Raporda ayrıca Malatya’da oldukça fazla sayıda betonarme bina yıkıldığını ifade edilerek, yıkılan binaların taşıyıcı sistemlerinin geometrilerinin ve dağılımlarının belirlenmesi neredeyse imkânsız olması sebebiyle, bu binaların göçme mekanizmasının belirlenmesi oldukça zor olduğu aktarıldı. Malatya’da hasar alan betonarme binaların problemlerinin yumuşak kat düzensizliği ve ağır çıkmalar olduğunu, bu durumun binalarda lokal göçmelerin oluşmasına da sebep olduğu belirtildi.
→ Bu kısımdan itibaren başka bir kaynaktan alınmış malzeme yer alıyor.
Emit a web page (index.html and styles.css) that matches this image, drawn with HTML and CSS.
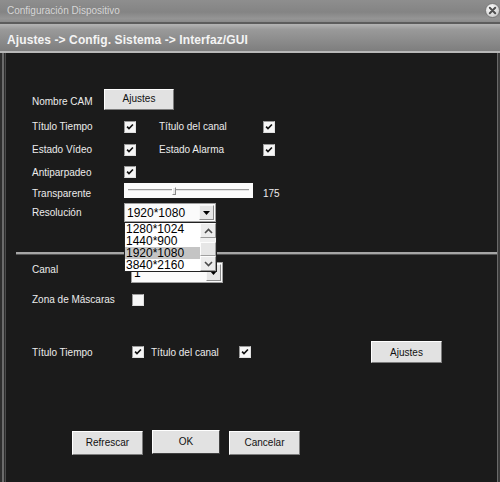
FILE: index.html
```html
<!DOCTYPE html>
<html>
<head>
<meta charset="utf-8">
<link rel="stylesheet" href="styles.css">
</head>
<body>
<div class="window">
  <div class="titlebar">
    <span class="title">Configuración Dispositivo</span>
    <svg class="close" width="15" height="15" viewBox="0 0 15 15">
      <defs>
        <radialGradient id="cg" cx="0.4" cy="0.35" r="0.7">
          <stop offset="0" stop-color="#ffffff"/>
          <stop offset="1" stop-color="#c8c8c8"/>
        </radialGradient>
      </defs>
      <circle cx="7.5" cy="7.5" r="7" fill="url(#cg)" stroke="#6a6a6a" stroke-width="0.8"/>
      <path d="M4.8 4.8 L10.2 10.2 M10.2 4.8 L4.8 10.2" stroke="#505050" stroke-width="2" stroke-linecap="round"/>
    </svg>
  </div>
  <div class="header">Ajustes -&gt; Config. Sistema -&gt; Interfaz/GUI</div>
  <div class="content">
    <section class="sec1">
      <div class="row r1">
        <span class="lbl w72">Nombre CAM</span>
        <button class="btn b70">Ajustes</button>
      </div>
      <div class="row r2">
        <span class="lbl w92">Título Tiempo</span>
        <span class="cb on"><svg viewBox="0 0 12 12"><path d="M2.5 5.5 L4.8 7.8 L9.5 3"/></svg></span>
        <span class="lbl second">Título del canal</span>
        <span class="cb on"><svg viewBox="0 0 12 12"><path d="M2.5 5.5 L4.8 7.8 L9.5 3"/></svg></span>
      </div>
      <div class="row r3">
        <span class="lbl w92">Estado Vídeo</span>
        <span class="cb on"><svg viewBox="0 0 12 12"><path d="M2.5 5.5 L4.8 7.8 L9.5 3"/></svg></span>
        <span class="lbl second">Estado Alarma</span>
        <span class="cb on"><svg viewBox="0 0 12 12"><path d="M2.5 5.5 L4.8 7.8 L9.5 3"/></svg></span>
      </div>
      <div class="row r4">
        <span class="lbl w92">Antiparpadeo</span>
        <span class="cb on"><svg viewBox="0 0 12 12"><path d="M2.5 5.5 L4.8 7.8 L9.5 3"/></svg></span>
      </div>
      <div class="row r5">
        <span class="lbl w92">Transparente</span>
        <div class="slider"><div class="track"></div><div class="thumb"></div></div>
        <span class="lbl val">175</span>
      </div>
      <div class="row r6">
        <span class="lbl w92">Resolución</span>
        <div class="select res">
          <span class="seltext">1920*1080</span>
          <span class="arrowbtn"><svg width="7" height="4" viewBox="0 0 7 4"><path d="M0 0 H7 L3.5 4 Z" fill="#000"/></svg></span>
          <div class="list">
            <div class="items">
              <div class="item">1280*1024</div>
              <div class="item">1440*900</div>
              <div class="item sel">1920*1080</div>
              <div class="item">3840*2160</div>
            </div>
            <div class="scroll">
              <span class="sbtn"><svg width="9" height="6" viewBox="0 0 9 6"><path d="M1 5 L4.5 1.5 L8 5" fill="none" stroke="#4a4a4a" stroke-width="1.6"/></svg></span>
              <span class="sgap"></span>
              <span class="sthumb"></span>
              <span class="sbtn"><svg width="9" height="6" viewBox="0 0 9 6"><path d="M1 1 L4.5 4.5 L8 1" fill="none" stroke="#4a4a4a" stroke-width="1.6"/></svg></span>
            </div>
          </div>
        </div>
      </div>
    </section>
    <div class="divider"></div>
    <section class="sec2">
      <div class="row c1">
        <span class="lbl w99">Canal</span>
        <div class="select canal">
          <span class="seltext">1</span>
          <span class="arrowbtn tall"><svg width="7" height="4" viewBox="0 0 7 4"><path d="M0 0 H7 L3.5 4 Z" fill="#000"/></svg></span>
        </div>
      </div>
      <div class="row c2">
        <span class="lbl w100">Zona de Máscaras</span>
        <span class="cb"></span>
      </div>
      <div class="row c3">
        <span class="lbl w100">Título Tiempo</span>
        <span class="cb on"><svg viewBox="0 0 12 12"><path d="M2.5 5.5 L4.8 7.8 L9.5 3"/></svg></span>
        <span class="lbl third">Título del canal</span>
        <span class="cb on"><svg viewBox="0 0 12 12"><path d="M2.5 5.5 L4.8 7.8 L9.5 3"/></svg></span>
        <button class="btn b71 push">Ajustes</button>
      </div>
    </section>
    <div class="actions">
      <button class="btn b71">Refrescar</button>
      <button class="btn b68 ok">OK</button>
      <button class="btn b71">Cancelar</button>
    </div>
  </div>
</div>
</body>
</html>
```

FILE: styles.css
```css
* { box-sizing: border-box; }
html, body { margin: 0; padding: 0; }
body {
  width: 500px;
  height: 482px;
  overflow: hidden;
  background: #1b1b1b;
  font-family: "Liberation Sans", Arial, sans-serif;
  font-size: 10px;
}
.window {
  width: 500px;
  height: 482px;
  display: flex;
  flex-direction: column;
}
.titlebar {
  height: 22px;
  flex: none;
  display: flex;
  align-items: center;
  justify-content: space-between;
  padding-left: 7px;
  background: linear-gradient(to bottom, #8e8e8e 0%, #848484 55%, #959595 85%, #8a8a8a 100%);
  border-bottom: 2px solid #5c5c5c;
  height: 24px;
  padding-bottom: 2px;
}
.title {
  color: #d6d6d6;
  font-size: 10px;
}
.close { display: block; flex: none; margin-top: 1px; }
.header {
  flex: none;
  height: 29px;
  padding: 9px 0 0 7px;
  color: #f4f4f4;
  font-weight: bold;
  font-size: 12px;
  letter-spacing: 0.1px;
  background: linear-gradient(to bottom, #b4b4b4 0%, #9a9a9a 20%, #8c8c8c 60%, #7e7e7e 100%);
  border-bottom: 2px solid #b8b8b8;
}
.content {
  flex: 1;
  background: linear-gradient(to right, #2e2e2e 0 2px, #6c6c6c 2px 4px, #2c2c2c 4px 5px, #4a4a4a 5px 6px, #1b1b1b 6px calc(100% - 3px), #6a6a6a calc(100% - 3px) calc(100% - 2px), #3a3a3a calc(100% - 2px));
  color: #ececec;
}
.row {
  display: flex;
  align-items: center;
}
.lbl { flex: none; white-space: nowrap; }
.w72 { width: 72px; }
.w92 { width: 92px; }
.w99 { width: 99px; }
.w100 { width: 100px; }
.second { margin-left: 23px; width: 104px; }
.third { margin-left: 7px; width: 88px; }
.val { margin-left: 10px; }

.sec1 { padding: 36px 0 0 32px; }
.r1 { height: 21px; margin-bottom: 5px; }
.r1 .lbl { padding-top: 3px; }
.r2, .r3 { height: 23px; }
.r4 { height: 22px; }
.r5 { height: 15px; margin-bottom: 5px; }
.r5 .lbl { padding-top: 5px; }
.r6 { height: 19px; }

.cb {
  flex: none;
  width: 12px;
  height: 12px;
  background: #f6f6f6;
  border: 1px solid #9a9a9a;
  border-right-color: #e0e0e0;
  border-bottom-color: #e0e0e0;
  display: block;
}
.cb svg { display: block; width: 10px; height: 10px; }
.cb svg path { fill: none; stroke: #111; stroke-width: 2; }

.btn {
  flex: none;
  font-family: "Liberation Sans", Arial, sans-serif;
  font-size: 10px;
  color: #111;
  background: #e2e2e2;
  border: 1px solid;
  border-color: #ffffff #7c7c7c #7c7c7c #ffffff;
  padding: 0;
  margin: 0;
}
.b70 { width: 70px; height: 21px; padding-bottom: 3px; }
.b71 { width: 71px; height: 22px; }
.b68 { width: 68px; height: 24px; }
.push { margin-left: 120px; }

.slider {
  flex: none;
  width: 129px;
  height: 15px;
  background: #fbfbfb;
  position: relative;
}
.track {
  position: absolute;
  left: 4px;
  right: 4px;
  top: 6px;
  height: 2px;
  border-top: 1px solid #9a9a9a;
  border-bottom: 1px solid #e4e4e4;
}
.thumb {
  position: absolute;
  left: 48px;
  top: 4px;
  width: 4px;
  height: 8px;
  background: #e8e8e8;
  border: 1px solid #8a8a8a;
  border-top-color: #fff;
  border-left-color: #fff;
}

.select {
  flex: none;
  position: relative;
  background: #fbfbfb;
  border: 1px solid #a0a0a0;
  display: flex;
  align-items: center;
  color: #000;
  font-size: 12px;
}
.res { width: 92px; height: 19px; }
.seltext { flex: 1; padding-left: 2px; }
.arrowbtn {
  flex: none;
  width: 15px;
  height: 15px;
  margin-right: 1px;
  background: #e6e6e6;
  border: 1px solid;
  border-color: #f8f8f8 #8a8a8a #8a8a8a #f8f8f8;
  display: flex;
  align-items: center;
  justify-content: center;
}
.arrowbtn.tall { height: 17px; }
.list {
  position: absolute;
  left: -1px;
  top: 18px;
  width: 93px;
  height: 50px;
  background: #fff;
  border: 1px solid #222;
  display: flex;
  z-index: 5;
}
.items { flex: 1; }
.item {
  height: 12px;
  line-height: 12px;
  padding-left: 1px;
  font-size: 12px;
  color: #000;
}
.item.sel { background: #c4c4c4; }
.scroll {
  flex: none;
  width: 16px;
  display: flex;
  flex-direction: column;
  background: #f0f0f0;
}
.sbtn {
  height: 15px;
  flex: none;
  background: #ececec;
  border: 1px solid;
  border-color: #fdfdfd #9a9a9a #9a9a9a #fdfdfd;
  display: flex;
  align-items: center;
  justify-content: center;
}
.sgap { height: 4px; flex: none; }
.sthumb {
  flex: 1;
  background: #e6e6e6;
  border: 1px solid;
  border-color: #fdfdfd #a0a0a0 #a0a0a0 #fdfdfd;
}

.divider {
  margin: 30px 3px 0 16px;
  height: 2px;
  background: #a6a6a6;
  border-bottom: 1px solid #555;
  height: 3px;
}
.sec2 { padding: 7px 0 0 32px; }
.c1 { height: 21px; }
.c1 .lbl { padding-bottom: 6px; }
.canal { width: 92px; height: 21px; }
.c2 { height: 13px; margin-top: 10px; }
.c3 { height: 22px; margin-top: 35px; }

.actions {
  display: flex;
  align-items: center;
  gap: 9px;
  padding-left: 72px;
  margin-top: 66px;
  height: 25px;
}
.actions .b71 { height: 24px; margin-top: 2px; }
.ok { border-color: #ffffff #404040 #404040 #ffffff; }
```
Kuvvetli – kolon zayıf kiriş prensibi uygulamada yerini bulmadı

Malatya ilinde diğer illerden farklı olarak kolon ve perdelerde daha yoğun plastik mafsallaşma tespit edildiği belirtilerek, “Bunun temel sebebi incelenen diğer illerde deprem taleplerinin daha fazla olması kaynaklı plastik mafsallaşan binaların yıkılmış olması olduğu düşünülmektedir. Ayrıca, kirişlerde hasar gözlemlenmeksizin kolonlarda ve perdelerde görülen ağır hasarlar kuvvetli – kolon zayıf kiriş prensibinin uygulamada yerini bulmadığına işaret etmektedir. Ek olarak kabuk betonu ezilen bazı kolonlarda donatı burkulmalarının da gözlemlendiği belirtilmelidir. Bazı binalarda bölme duvarların ve pencere açıklıklarının yanlış pozisyonlandırılmasından kaynaklı kısa kolonlar oluşmuş ve kolonlarda ağır kesme hasarları meydana gelmiştir” açıklamalarına yer verildi.